Mike Voltaggio was sick as a dog that day. I mean, he looked gray, like he was about to fall over any minute. I though his presentation was lovely, though odd that the salmon portion was not served as a whole piece but as individual portions. The salmon was also perfectly cooked but there were a few missteps after I had tasted the beauty plate: the texture of the cauliflower was off-putting and ruined the delicate pop of the caviar beads. And that cucumber cup (sigh) was just limp and under-seasoned, probably the worst thing I had had of his all season long. But it was evident where his time had gone, and his work was intricate and detailed, as usual.

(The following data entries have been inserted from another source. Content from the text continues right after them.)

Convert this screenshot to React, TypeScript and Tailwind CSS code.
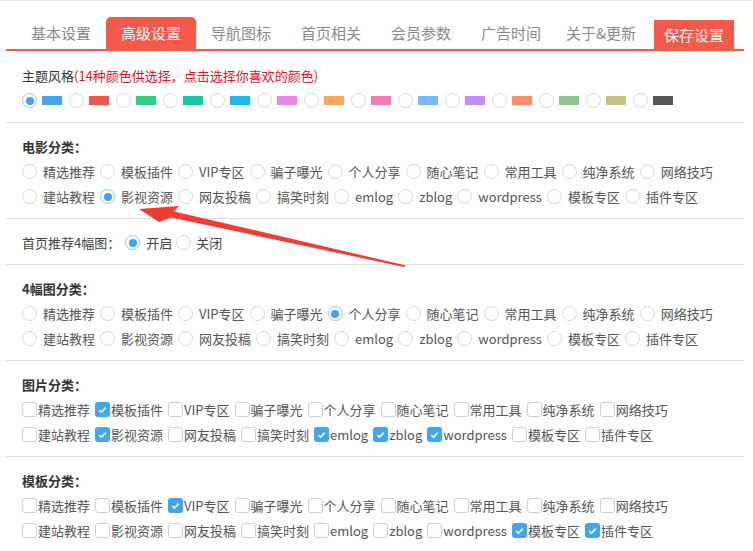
import React from "react";

const TABS = ["基本设置", "高级设置", "导航图标", "首页相关", "会员参数", "广告时间", "关于&更新"];

const SWATCHES = [
  "#43a5f0",
  "#f2554a",
  "#2fd07f",
  "#14c9a0",
  "#1cb9ef",
  "#ec85ec",
  "#ffa55e",
  "#f57db4",
  "#77b7fb",
  "#c58bf9",
  "#ff8c66",
  "#8ec78f",
  "#c6c087",
  "#555555",
];

const CATS = [
  ["精选推荐", "模板插件", "VIP专区", "骗子曝光", "个人分享", "随心笔记", "常用工具", "纯净系统", "网络技巧"],
  ["建站教程", "影视资源", "网友投稿", "搞笑时刻", "emlog", "zblog", "wordpress", "模板专区", "插件专区"],
];

const Radio = ({ on }: { on?: boolean }) => (
  <span
    className={
      on
        ? "flex items-center justify-center w-[15px] h-[15px] rounded-full border border-[#8ec8f2] bg-white shrink-0"
        : "w-[15px] h-[15px] rounded-full border border-[#d8d8d8] bg-white shrink-0"
    }
  >
    {on && <span className="w-[8px] h-[8px] rounded-full bg-[#3ea3ee]" />}
  </span>
);

const Check = ({ on }: { on?: boolean }) =>
  on ? (
    <span className="flex items-center justify-center w-[15px] h-[15px] rounded-[3px] bg-[#3ea6f2] shrink-0">
      <svg width="9" height="8" viewBox="0 0 9 8">
        <path d="M1.3 4.2 L3.5 6.2 L7.7 1.6" fill="none" stroke="white" strokeWidth="1.6" />
      </svg>
    </span>
  ) : (
    <span className="w-[15px] h-[15px] rounded-[3px] border border-[#cfcfcf] bg-white shrink-0" />
  );

const Section = ({ children, first }: { children: React.ReactNode; first?: boolean }) => (
  <div className={first ? "px-[16px] pt-[12px] pb-[9px] border-b border-[#dedede]" : "px-[16px] pt-[11px] pb-[9px] border-b border-[#dedede]"}>
    {children}
  </div>
);

const RadioGroup = ({ title, checked }: { title: string; checked: string }) => (
  <Section>
    <div className="h-[25px] leading-[25px] font-bold text-[#333]">{title}</div>
    {CATS.map((row, i) => (
      <div key={i} className="h-[25px] flex items-center">
        {row.map((c) => (
          <div key={c} className="flex items-center mr-[5px]">
            <Radio on={c === checked} />
            <span className="ml-[6px] text-[#555]">{c}</span>
          </div>
        ))}
      </div>
    ))}
  </Section>
);

const CheckGroup = ({ title, checked }: { title: string; checked: string[] }) => (
  <Section>
    <div className="h-[25px] leading-[25px] font-bold text-[#333]">{title}</div>
    {CATS.map((row, i) => (
      <div key={i} className="h-[25px] flex items-center">
        {row.map((c) => (
          <div key={c} className="flex items-center mr-[5px]">
            <Check on={checked.includes(c)} />
            <span className="ml-[1px] text-[#555]">{c}</span>
          </div>
        ))}
      </div>
    ))}
  </Section>
);

export default function App() {
  return (
    <div className="relative w-[753px] h-[551px] overflow-hidden bg-white border-t border-[#e6e6e6] font-['Noto_Sans_CJK_SC',sans-serif] text-[13px]">
      <div className="ml-[6px] w-[738px]">
        <div className="flex items-end pl-[10px] pt-[16px] border-b-2 border-[#f4594a]">
          {TABS.map((t, i) => (
            <div
              key={t}
              className={
                i === 1
                  ? "w-[90px] h-[32px] leading-[32px] text-center text-[15px] text-white bg-[#f4594a] rounded-t-[5px]"
                  : "w-[90px] h-[32px] leading-[32px] text-center text-[15px] text-[#8a8a8a]"
              }
            >
              {t}
            </div>
          ))}
          <div className="ml-[8px] w-[80px] h-[29px] leading-[29px] text-center text-[15px] text-white bg-[#f4594a]">
            保存设置
          </div>
        </div>

        <Section first>
          <div className="h-[25px] leading-[25px] text-[#333]">
            主题风格<span className="text-[#e3141c]">(14种颜色供选择，点击选择你喜欢的颜色)</span>
          </div>
          <div className="h-[25px] flex items-center">
            {SWATCHES.map((c, i) => (
              <div key={c} className="flex items-center w-[47px]">
                <Radio on={i === 0} />
                <span className="ml-[5px] w-[20px] h-[9px]" style={{ backgroundColor: c }} />
              </div>
            ))}
          </div>
        </Section>

        <RadioGroup title="电影分类：" checked="影视资源" />

        <Section>
          <div className="h-[25px] flex items-center text-[#444]">
            <span className="mr-[5px]">首页推荐4幅图：</span>
            <Radio on />
            <span className="ml-[6px] mr-[4px]">开启</span>
            <Radio />
            <span className="ml-[5px]">关闭</span>
          </div>
        </Section>

        <RadioGroup title="4幅图分类：" checked="个人分享" />
        <CheckGroup title="图片分类：" checked={["模板插件", "影视资源", "emlog", "zblog", "wordpress"]} />
        <CheckGroup title="模板分类：" checked={["VIP专区", "模板专区", "插件专区"]} />
      </div>

      <svg className="absolute left-0 top-0 pointer-events-none" width="753" height="551">
        <polygon
          points="139,208 179,205 174,210.5 406,264.5 404,266 171,216.5 159,221"
          fill="#ef3d33"
        />
      </svg>
    </div>
  );
}
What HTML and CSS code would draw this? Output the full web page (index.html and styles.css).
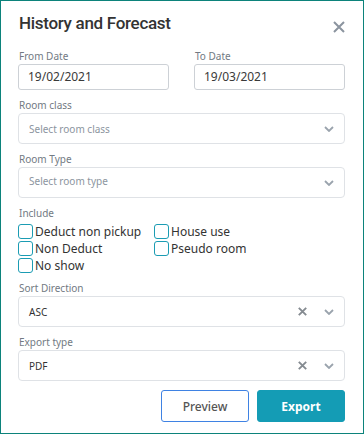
FILE: index.html
```html
<!DOCTYPE html>
<html>
<head>
<meta charset="utf-8">
<link rel="stylesheet" href="styles.css">
</head>
<body>
<div class="modal">
  <div class="header">
    <h1 class="title">History and Forecast</h1>
    <svg class="close" width="12" height="12" viewBox="0 0 12 12"><path d="M1 1L11 11M11 1L1 11" stroke="#8b949f" stroke-width="2" fill="none"/></svg>
  </div>
  <div class="row2">
    <div class="field">
      <label class="label">From Date</label>
      <div class="input">19/02/2021</div>
    </div>
    <div class="field">
      <label class="label">To Date</label>
      <div class="input">19/03/2021</div>
    </div>
  </div>
  <div class="field">
    <label class="label">Room class</label>
    <div class="select"><span class="ph">Select room class</span>
      <svg class="chev" width="10" height="6" viewBox="0 0 10 6"><path d="M1 1L5 5L9 1" stroke="#9aa3ad" stroke-width="1.8" fill="none"/></svg>
    </div>
  </div>
  <div class="field">
    <label class="label">Room Type</label>
    <div class="select"><span class="ph up">Select room type</span>
      <svg class="chev" width="10" height="6" viewBox="0 0 10 6"><path d="M1 1L5 5L9 1" stroke="#9aa3ad" stroke-width="1.8" fill="none"/></svg>
    </div>
  </div>
  <div class="field">
    <label class="label">Include</label>
    <div class="checks">
      <div class="check"><span class="box"></span>Deduct non pickup</div>
      <div class="check"><span class="box"></span>House use</div>
      <div class="check"><span class="box"></span>Non Deduct</div>
      <div class="check"><span class="box"></span>Pseudo room</div>
      <div class="check"><span class="box"></span>No show</div>
    </div>
  </div>
  <div class="field">
    <label class="label">Sort Direction</label>
    <div class="select"><span class="val">ASC</span>
      <svg class="clr" width="9" height="9" viewBox="0 0 9 9"><path d="M0.8 0.8L8.2 8.2M8.2 0.8L0.8 8.2" stroke="#858b91" stroke-width="1.9" fill="none"/></svg>
      <svg class="chev" width="10" height="6" viewBox="0 0 10 6"><path d="M1 1L5 5L9 1" stroke="#9aa3ad" stroke-width="1.8" fill="none"/></svg>
    </div>
  </div>
  <div class="field">
    <label class="label">Export type</label>
    <div class="select"><span class="val">PDF</span>
      <svg class="clr" width="9" height="9" viewBox="0 0 9 9"><path d="M0.8 0.8L8.2 8.2M8.2 0.8L0.8 8.2" stroke="#858b91" stroke-width="1.9" fill="none"/></svg>
      <svg class="chev" width="10" height="6" viewBox="0 0 10 6"><path d="M1 1L5 5L9 1" stroke="#9aa3ad" stroke-width="1.8" fill="none"/></svg>
    </div>
  </div>
  <div class="actions">
    <button class="btn preview">Preview</button>
    <button class="btn export">Export</button>
  </div>
</div>
</body>
</html>
```
FILE: styles.css
```css
* { box-sizing: border-box; }
html, body { margin: 0; padding: 0; background: #fff; }
body { font-family: "Noto Sans", "Open Sans", sans-serif; color: #333; }
.modal {
  width: 364px; height: 434px;
  border: 1px solid #0c837b;
  padding: 0 18px 0 17px;
  display: flex; flex-direction: column;
}
.header {
  display: flex; justify-content: space-between; align-items: flex-start;
  height: 48px;
}
.title {
  margin: 10px 0 0 1px; font-family: Roboto, "Noto Sans", sans-serif;
  font-size: 17px; font-weight: 500; color: #333;
  line-height: 24px; letter-spacing: -0.3px;
}
.close { margin-top: 20px; margin-right: 0; }
.row2 { display: grid; grid-template-columns: 1fr 1fr; column-gap: 25px; }
.field { display: flex; flex-direction: column; margin-bottom: 8px; }
.label {
  font-size: 10px; line-height: 15px; color: #727a83; padding-left: 1px;
}
.input {
  height: 26px; border: 1px solid #cdd1d6; border-radius: 3px;
  font-size: 12px; line-height: 24px; padding-left: 9px; color: #3a3a3a;
}
.select {
  height: 31px; border: 1px solid #dfe2e6; border-radius: 4px;
  display: flex; align-items: center; padding: 0 10px 0 10px;
  font-size: 10px;
}
.ph { color: #8c95a0; flex: 1; }
.ph.up { margin-top: -4px; }
.val { color: #333; flex: 1; }
.clr { margin-right: 17px; }
.chev { margin-top: 1px; }
.checks {
  display: grid; grid-template-columns: 136px auto; row-gap: 3px;
  margin-top: 3px; margin-bottom: 1px;
}
.check {
  display: flex; align-items: center; font-size: 12px; color: #333; height: 14px;
}
.box {
  width: 15px; height: 15px; border: 1px solid #1b9cb3; border-radius: 3px;
  margin-right: 2px; flex: none;
}
.actions {
  display: flex; justify-content: flex-end; gap: 8px; margin-top: 1px;
}
.btn {
  width: 88px; height: 32px; border-radius: 3px; font-family: inherit;
  font-size: 12px; cursor: pointer;
}
.preview { background: #fff; border: 1px solid #3f82e3; color: #555; font-weight: 500; }
.export { background: #149cb5; border: 1px solid #149cb5; color: #fff; font-weight: 700; }
```
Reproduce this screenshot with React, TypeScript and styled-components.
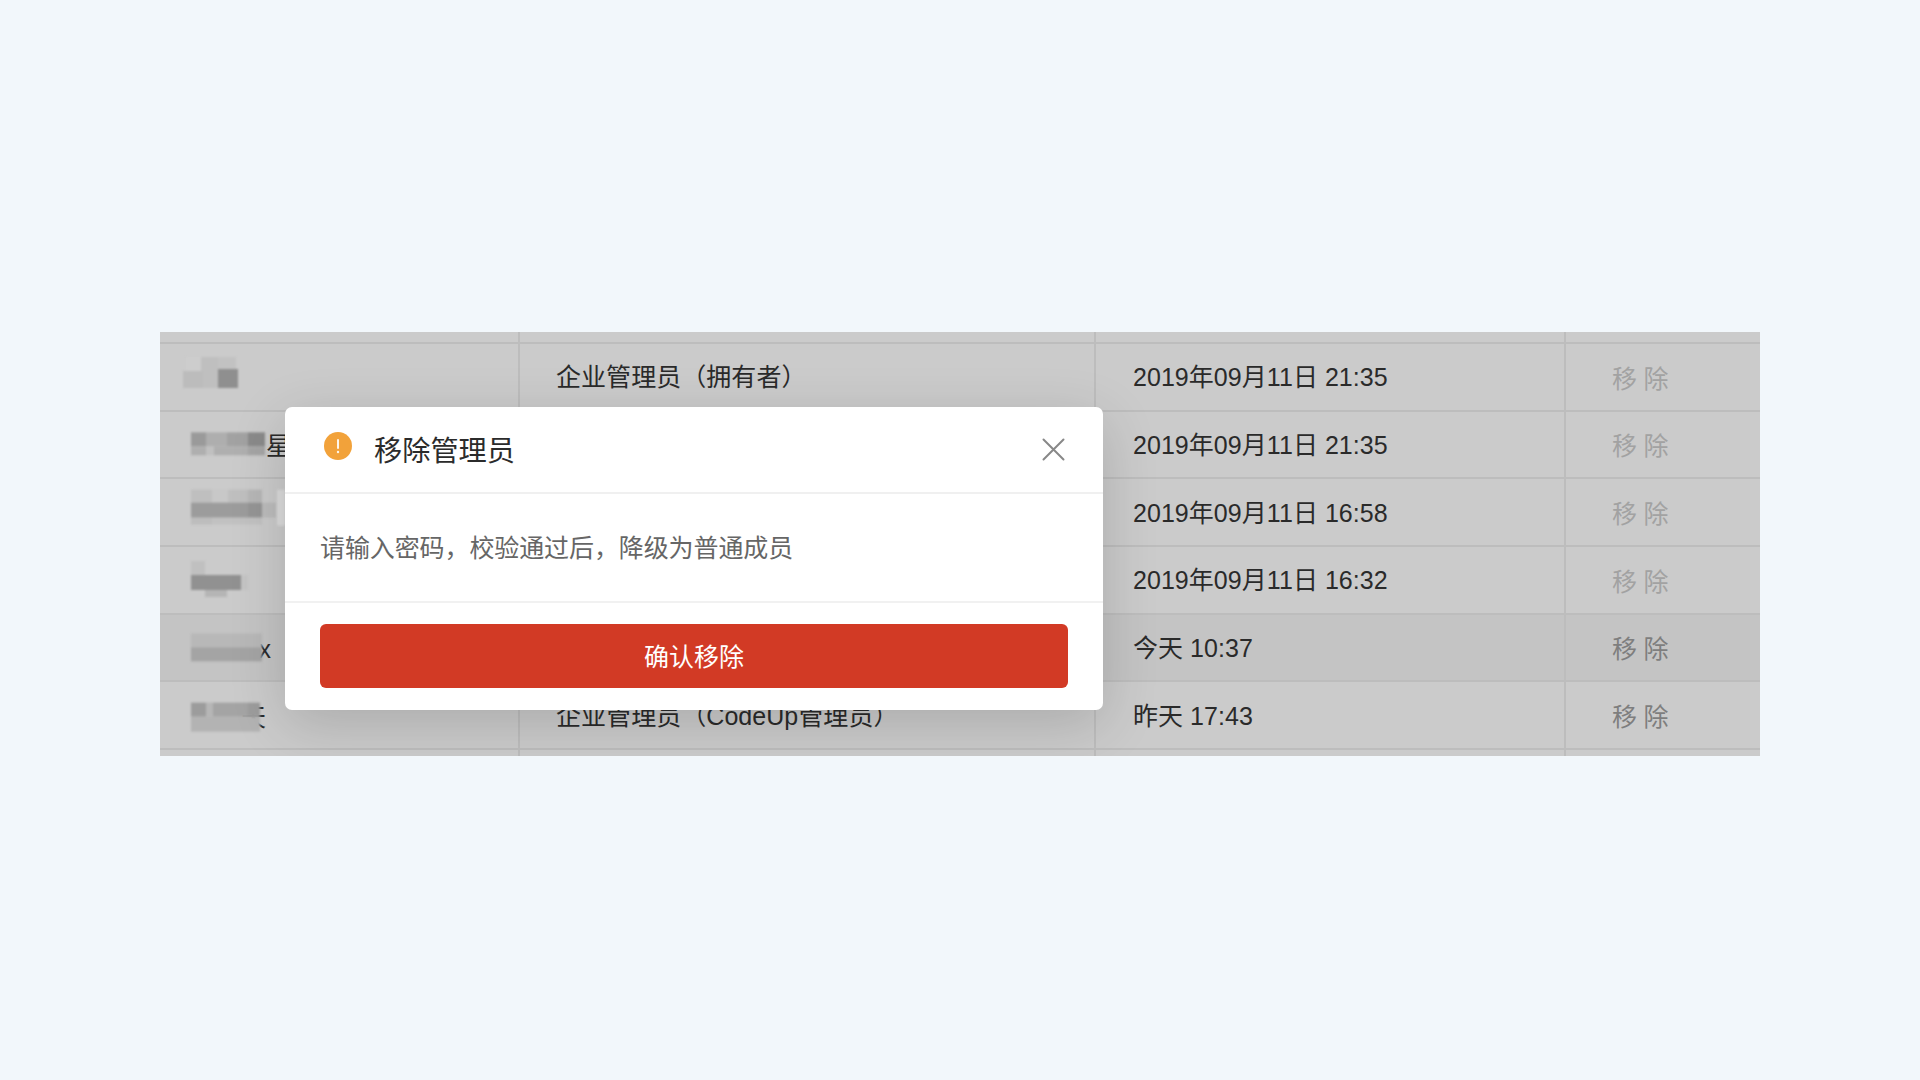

Next came BV. As it came down to an hour I started to worry about Bryan. He was still running around and things were definitely not looking towards being finished, most importantly, his lamb crepinettes. He was still trying to form them with the caul fat and forcemeat when his clock hit 30 minutes. Caul fat takes quite a bit of time to cook off, and I knew he’d be cutting it close. In the end, Bryan’s gratin was good, if not a bit pedestrian, and his lamb was also well-cooked. But the crepinette — while I commend him for being the only one to braise the shank — the caul fat was not cooked out. Do you know what caul fat is? It’s the lacy layer of fat that surrounds the intestines of cows, sheep’s, and pigs. Properly utilized, it melts away into a delicious layer of translucent casing, usually used when making sausages, terrines, pates, and other wrapped meat delights. However, if it doesn’t cook out, well, you’ve all seen what half cooked animal fat looks like. Not something I want to eat. (Well, maybe just in the case of caul fat.)
Next came Eli. Eli made the fatal mistake of making his roulade/ballotine too big. He cooked it at low temperature in a water bath with the recirculator, but at low temp, with the time limit, it was too big and just absolutely and completely raw in the middle. Most plates came back with the meat barely touched. Beyond that, Eli came out looking pretty filthy, and put another nail in the coffin by plating with his hands, not the serving tools provided. Daniel Boulud watched this with a raised eyebrow. I saw it.
And lastly, Jen. Her salmon and caviar presentation was perfectly cooked. I found her sides to both be lacking in texture, but they were well executed. I think I remember wanting either a squeeze of lemon juice, or a tad more salt, but Jen is far and away the most technically proficient female chef we’ve ever had on the show.
Kevin’s angst was uncalled for, and he went home the winner! Onto finale!!!